In his later years my dad was a golfer, but it didn’t pass down to me. From Dumfries County to Southerness on the coast and Thornhill up the Nith Valley, this is a great golfing area, but I was more interested in sledging on the golf courses than playing. Thanks to our next door neighbour Andy Young, I’m a fisherman: he took me to Irongray and I was, as they say, hooked. These days I fish for salmon on the Nith, although I never catch anything. But as a kid I was out after brownies on the area’s many trout fisheries.

My other love was cycling, which I still love. As a kid I used to cycle down the coast, right down to Rockcliffe and Kippford and Sandyhills. That’s a beautiful road but probably my favourite route in Scotland is the one down the Colvend coast. Another favourite place was New Abbey. My grandfather used to bring us down here, and on big family occasions we would always go to the Abbey Arms here for high tea, back when that used to be a thing in Scotland. My mum used to come bowling down here, I just always liked this place.
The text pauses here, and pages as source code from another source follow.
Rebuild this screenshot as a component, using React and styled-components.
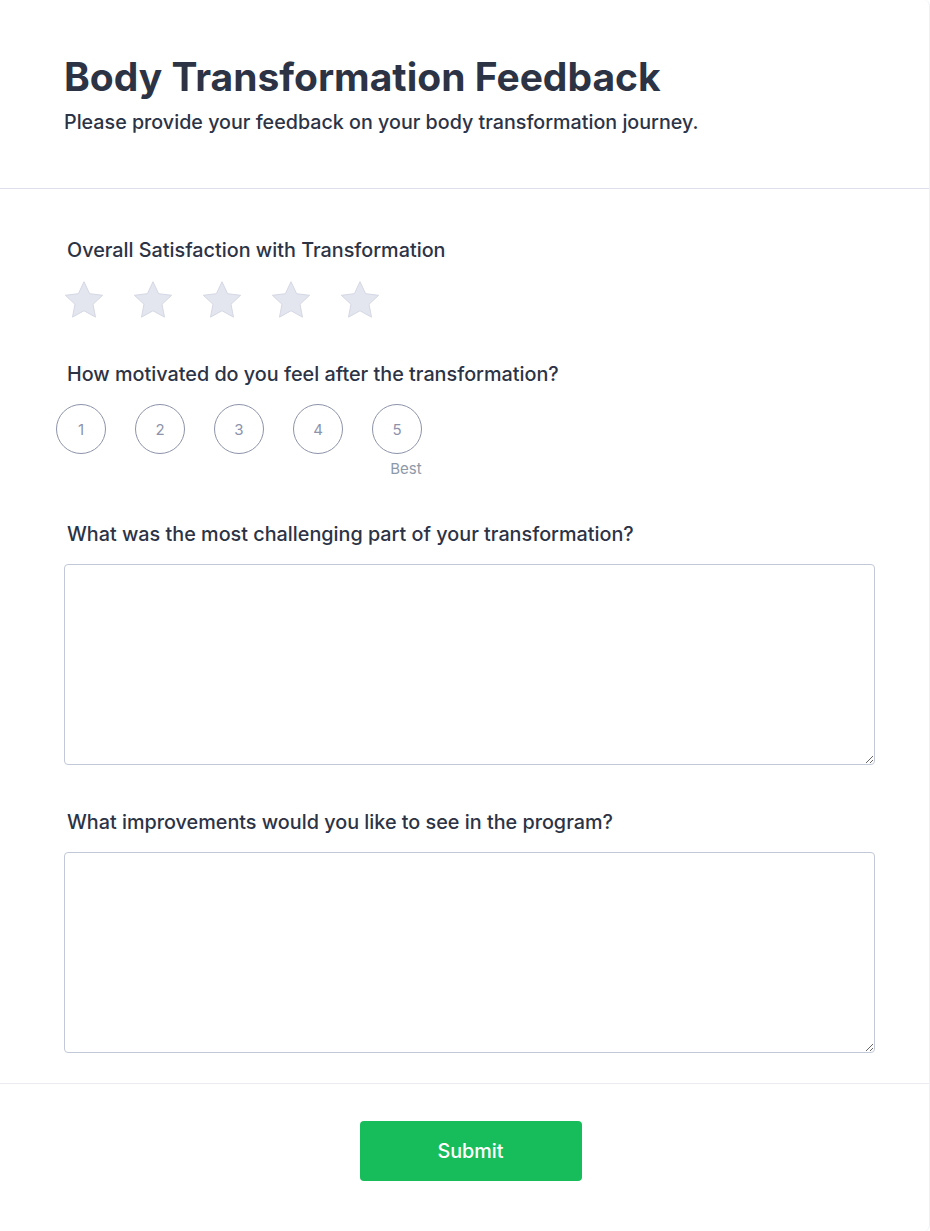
import React from "react";
import styled, { createGlobalStyle } from "styled-components";

const Global = createGlobalStyle`
  html, body { margin: 0; padding: 0; background: #ffffff; }
  body { font-family: Inter, "Noto Sans", sans-serif; color: #2c3345; }
  * { box-sizing: border-box; }
`;

const Card = styled.div`
  width: 930px;
  min-height: 1231px;
  background: #fff;
  border-right: 1px solid #eef0f4;
  border-radius: 0 6px 6px 0;
  display: flex;
  flex-direction: column;
`;

const Header = styled.header`
  padding: 53px 64px 52px;
  border-bottom: 1px solid #dedfec;
`;

const Title = styled.h1`
  margin: 0;
  font-size: 39px;
  line-height: 48px;
  font-weight: 700;
  color: #2c3345;
`;

const Subtitle = styled.p`
  margin: 8px 0 0;
  font-size: 19.7px;
  line-height: 27px;
  font-weight: 500;
  color: #2c3345;
`;

const Body = styled.main`
  padding: 48px 55px 30px 64px;
  display: flex;
  flex-direction: column;
`;

const Field = styled.section`
  margin-bottom: ${(p) => p.$mb}px;
`;

const Label = styled.label`
  display: block;
  padding-left: 3px;
  font-size: 19.8px;
  line-height: 27px;
  font-weight: 500;
  color: #2c3345;
  margin-bottom: 16px;
`;

const Stars = styled.div`
  display: flex;
  gap: 31px;
  padding-left: 1px;
`;

const StarBtn = styled.span`
  width: 38px;
  height: 38px;
  display: inline-flex;
`;

const Scale = styled.div`
  display: flex;
  gap: 29px;
  margin-left: -8px;
`;

const Col = styled.div`
  display: flex;
  flex-direction: column;
  align-items: center;
`;

const Circle = styled.span`
  width: 50px;
  height: 50px;
  border: 1px solid #8d93ab;
  border-radius: 50%;
  display: flex;
  align-items: center;
  justify-content: center;
  font-size: 15px;
  color: #8d93ab;
`;

const Hint = styled.span`
  margin-top: 5px;
  margin-left: 18px;
  font-size: 15px;
  line-height: 20px;
  color: #8d99a8;
`;

const Area = styled.textarea`
  display: block;
  width: 811px;
  height: 201px;
  border: 1px solid #c3c8d8;
  border-radius: 4px;
  font-family: inherit;
  font-size: 16px;
  padding: 10px;
  resize: vertical;
  background: #fff;
  outline: none;
`;

const Footer = styled.footer`
  border-top: 1px solid #ebebf1;
  padding: 37px 0 50px;
  display: flex;
  justify-content: center;
`;

const Submit = styled.button`
  width: 222px;
  height: 60px;
  margin-left: 12px;
  border: none;
  border-radius: 4px;
  background: #18bd5b;
  color: #fff;
  font-family: inherit;
  font-size: 19.8px;
  font-weight: 500;
  cursor: pointer;
`;

const Star = () => (
  <StarBtn>
    <svg width="38" height="38" viewBox="2 1.3 20 20">
      <path
        d="M12 2.2l2.95 6.3 6.85.85-5.05 4.7 1.3 6.8L12 17.5l-6.05 3.35 1.3-6.8L2.2 9.35l6.85-.85z"
        fill="#e3e6ef"
        stroke="#d3d6e1"
        strokeWidth="0.5"
        strokeLinejoin="round"
      />
    </svg>
  </StarBtn>
);

export default function App() {
  return (
    <>
      <Global />
      <Card>
        <Header>
          <Title>Body Transformation Feedback</Title>
          <Subtitle>Please provide your feedback on your body transformation journey.</Subtitle>
        </Header>
        <Body>
          <Field $mb={43}>
            <Label>Overall Satisfaction with Transformation</Label>
            <Stars>
              {[1, 2, 3, 4, 5].map((n) => (
                <Star key={n} />
              ))}
            </Stars>
          </Field>
          <Field $mb={42}>
            <Label>How motivated do you feel after the transformation?</Label>
            <Scale>
              {[1, 2, 3, 4, 5].map((n) => (
                <Col key={n}>
                  <Circle>{n}</Circle>
                  {n === 5 && <Hint>Best</Hint>}
                </Col>
              ))}
            </Scale>
          </Field>
          <Field $mb={44}>
            <Label>What was the most challenging part of your transformation?</Label>
            <Area />
          </Field>
          <Field $mb={0}>
            <Label>What improvements would you like to see in the program?</Label>
            <Area />
          </Field>
        </Body>
        <Footer>
          <Submit>Submit</Submit>
        </Footer>
      </Card>
    </>
  );
}
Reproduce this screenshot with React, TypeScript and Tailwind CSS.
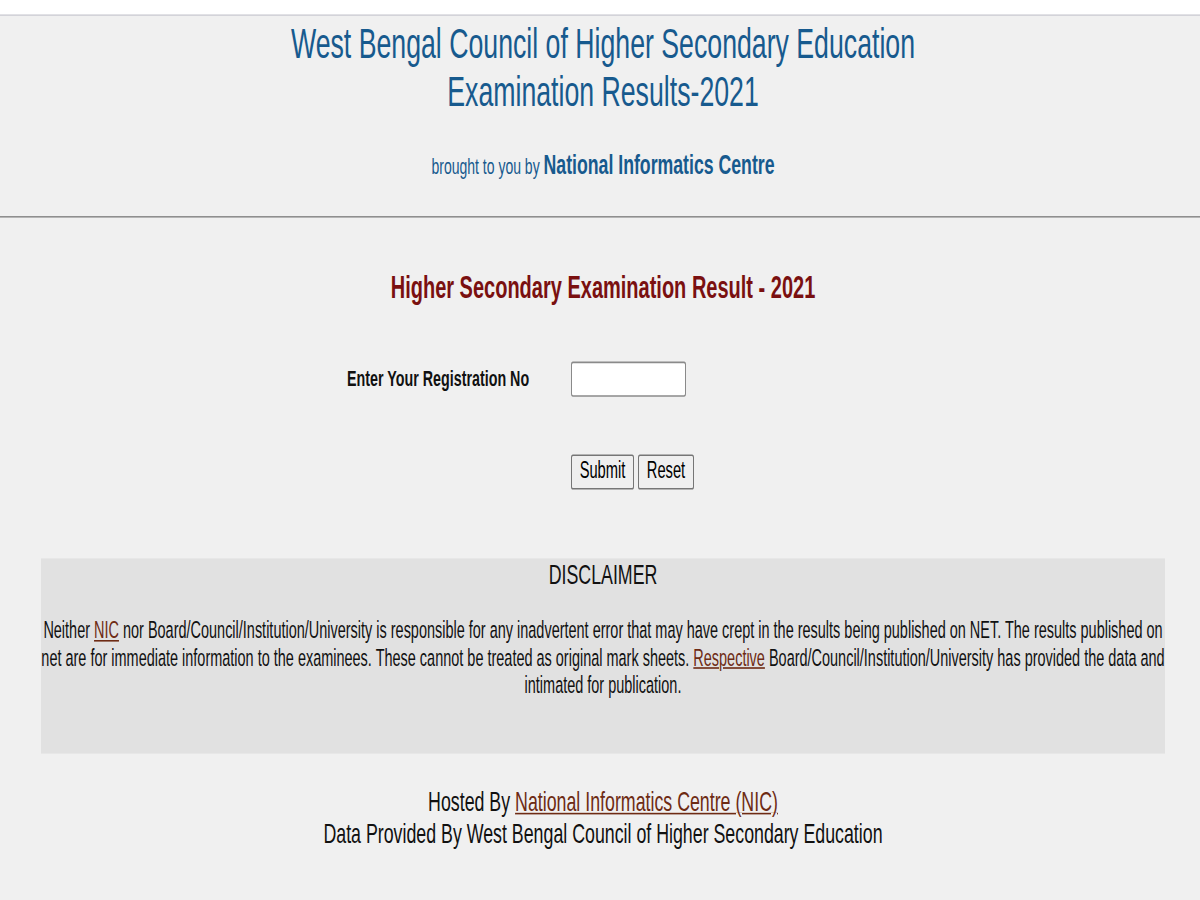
import React, { useState } from 'react';

// The reference is a page captured at 1200x562 and stretched to 900 tall,
// so the page is laid out at that height and stretched the same way.
const linkClass = 'text-[#6e2b14] underline underline-offset-[1px]';

export default function App() {
  const [regNo, setRegNo] = useState('');

  return (
    <div className="h-[900px] overflow-hidden bg-[#f0f0f0] font-['Liberation_Sans',Arial,sans-serif] text-[#111]">
      <div className="h-[562.5px] origin-top scale-y-[1.6]">
        <div className="h-[8.5px] bg-white" />
        <header className="border-t border-b border-t-[#d3d3d9] border-b-[#8f8f8f] pt-[2.75px] pb-[20.1px] pl-[6px] text-center">
          <h1 className="text-[26.7px] leading-[30px] text-[#175a8e]">
            West Bengal Council of Higher Secondary Education
            <br />
            Examination Results-2021
          </h1>
          <p className="mt-[21px] text-[14px] leading-[20.7px] text-[#175a8e]">
            brought to you by <span className="text-[17.7px] font-bold">National Informatics Centre</span>
          </p>
        </header>

        <div className="pl-[6px]">
          <main>
            <h2 className="mt-[32.4px] text-center text-[20px] font-bold leading-[23px] text-[#7a1010]">
              Higher Secondary Examination Result - 2021
            </h2>

            <form
              className="mx-auto mt-[33.5px] grid w-[512px] grid-cols-[224px_288px]"
              onSubmit={(e) => e.preventDefault()}
            >
              <label htmlFor="regno" className="flex items-center text-[14.3px] font-bold">
                Enter Your Registration No
              </label>
              <div>
                <input
                  id="regno"
                  type="text"
                  value={regNo}
                  onChange={(e) => setRegNo(e.target.value)}
                  className="h-[22px] w-[115px] rounded-[2px] border border-[#8a8a8a] bg-white px-1 text-[14px] outline-none"
                />
              </div>
              <div />
              <div className="mt-[34.75px] flex gap-[4px]">
                <button
                  type="submit"
                  className="h-[22px] w-[63px] rounded-[2px] border border-[#767676] bg-[#efefef] text-[14.7px] leading-none text-black"
                >
                  Submit
                </button>
                <button
                  type="reset"
                  onClick={() => setRegNo('')}
                  className="h-[22px] w-[56px] rounded-[2px] border border-[#767676] bg-[#efefef] text-[14.7px] leading-none text-black"
                >
                  Reset
                </button>
              </div>
            </form>

            <section className="mx-auto mt-[43.8px] h-[122px] w-[1124px] bg-[#e1e1e1] text-center">
              <h3 className="text-[17.8px] leading-[20.7px]">DISCLAIMER</h3>
              <p className="mt-[16px] text-[14.47px] leading-[16.9px]">
                Neither <a href="#" className={linkClass}>NIC</a> nor Board/Council/Institution/University is
                responsible for any inadvertent error that may have crept in the results being published on NET.
                The results published on net are for immediate information to the examinees. These cannot be
                treated as original mark sheets. <a href="#" className={linkClass}>Respective</a>{' '}
                Board/Council/Institution/University has provided the data and intimated for publication.
              </p>
            </section>
          </main>

          <footer className="mt-[19.9px] text-center text-[17.8px] leading-[20px]">
            <p>
              Hosted By <a href="#" className={linkClass}>National Informatics Centre (NIC)</a>
            </p>
            <p>Data Provided By West Bengal Council of Higher Secondary Education</p>
          </footer>
        </div>
      </div>
    </div>
  );
}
When my mum and dad died we bought a wee cottage bolthole just along the main street and had it for seven or eight years, just as my son was growing up. My son is a mountain biker so it’s perfect for that as there are lots of routes around the village. I’ve always felt really fond of this place, it’s a beautiful village, and a proper village with a shop and a pub, what you would want in a village. It’s also where my wife Sheila’s family come from, they’re farmers from just outside New Abbey, and over at Beeswing as well. We’re not related though, I’ve checked.

New Abbey also has an added poignancy for me because when my parents died 10 years ago we put their ashes in Sweetheart Abbey, so that’s a special place for me, as it was a favourite place for them. When the sun was shining it’s just a really lovely, peaceful, little spot. The story of how Lady Dervorguilla built it for love and insisted on being buried here with the heart of her husband John Balliol, is very moving.